United States v. Dornick

16 M.J. 642 | United States Court of Military Appeals | 1983

MILLER, Judge:

The accused was convicted at a special court-martial, military judge, sitting alone, of disrespect to a superior commissioned officer and destruction of another’s private property, in violation of Articles 89 and 109, U.C.M.J., 10 U.S.C. §§ 889 and 909. He was sentenced to a bad conduct discharge, confinement at hard labor for 60 days, forfeitures of $100 per month for five months, and reduction to airman basic.

After discussing two errors alleged via an excellent brief authored by trial defense counsel, we affirm both findings and sentence.

SEXIST FAMILIARITY AS DISRESPECT TO AN OFFICER

The accused was convicted of behaving himself with disrespect toward a female superior commissioned officer by saying to her, “Hi sweetheart.”

We do not, here, hold that every such utterance to a superior commissioned officer by an enlisted person, regardless of attendant circumstances, constitutes a criminal offense. However, we are convinced that, absent extraordinary circumstances tending to negate the implied sexist familiarity proffered by an enlisted person to his or her superior commissioned officer by making such a remark, use of such a term constitutes disrespect.
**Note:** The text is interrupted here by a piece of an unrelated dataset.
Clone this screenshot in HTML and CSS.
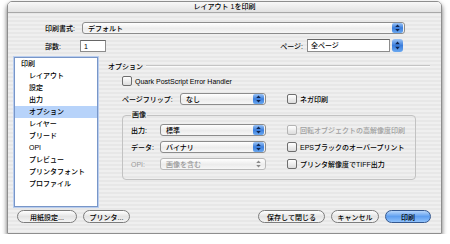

Here, not only were any extraordinary circumstances that might have negated the implied sexist familiarity proffered by the accused’s remark absent, but, to the contrary, several attendant circumstances verified that the accused meant to imply such sexist familiarity by his remark. The officer, assigned to the same squadron as the accused, was both known to him and in uniform. Furthermore, almost immediately after the accused was orally reprimanded by his superior female commissioned officer, he screamed up a stairwell to fellow enlisted men, a remark about the Lieutenant being a rotten or stinking “pussy.”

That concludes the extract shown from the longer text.